Hi, I think you will phase shift the current by 90Deg, so it will not correspond with zero voltage crossing.
You need to look here;
https://playground.arduino.cc/Main/ACPhaseControl
Tom... :slight_smile:

Hi,

You could use a small transformer to drop the mains to 5 or 10V. Its not as elegant as in post #1 but it will work.

290volts developed across 330k resistor dissipates just over 0.25 watts. So if your 2watt resistor is getting hot then it's either not a 330k or you have some incorrect wiring.

290volts developed across 330k resistor dissipates just over 0.25 watts.
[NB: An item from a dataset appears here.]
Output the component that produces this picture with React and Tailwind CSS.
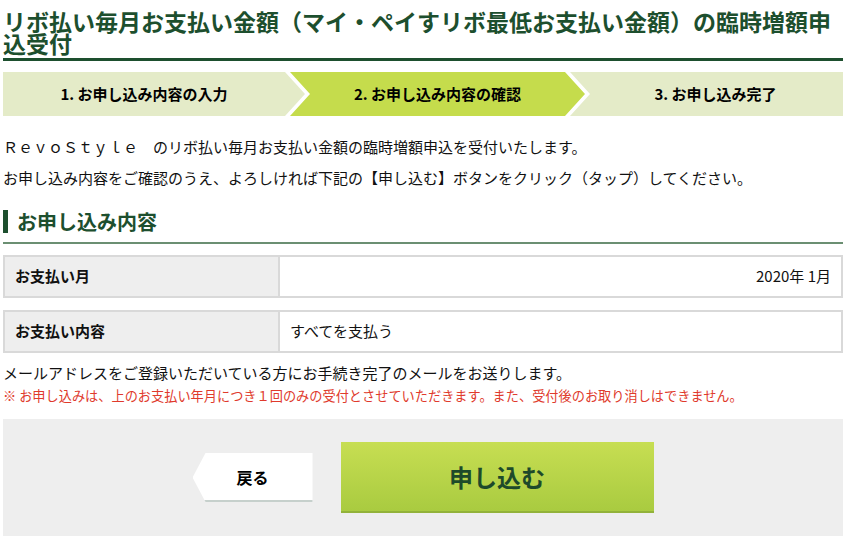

So if your 2watt resistor is getting hot then it's either not a 330k or you have some incorrect wiring.

Perhaps, but it depends on what "..But I get heat.." means.

I've seen resistors in that wattage range having a thermal rise of between 60 and 90 °C/Watt. Which would be a 15 to 20 °C rise. It also depends if the resistor is mounted to something or on leads in the air.

JohnRob:
Perhaps, but it depends on what "..But I get heat.." means.

I've seen resistors in that wattage range having a thermal rise of between 60 and 90 °C/Watt. Which would be a 15 to 20 °C rise. It also depends if the resistor is mounted to something or on leads in the air.

Suppose it goes to show how useless the remark "I get heat" is

Thank you for replying. I will try and test every one's idea and come back.

Thanks.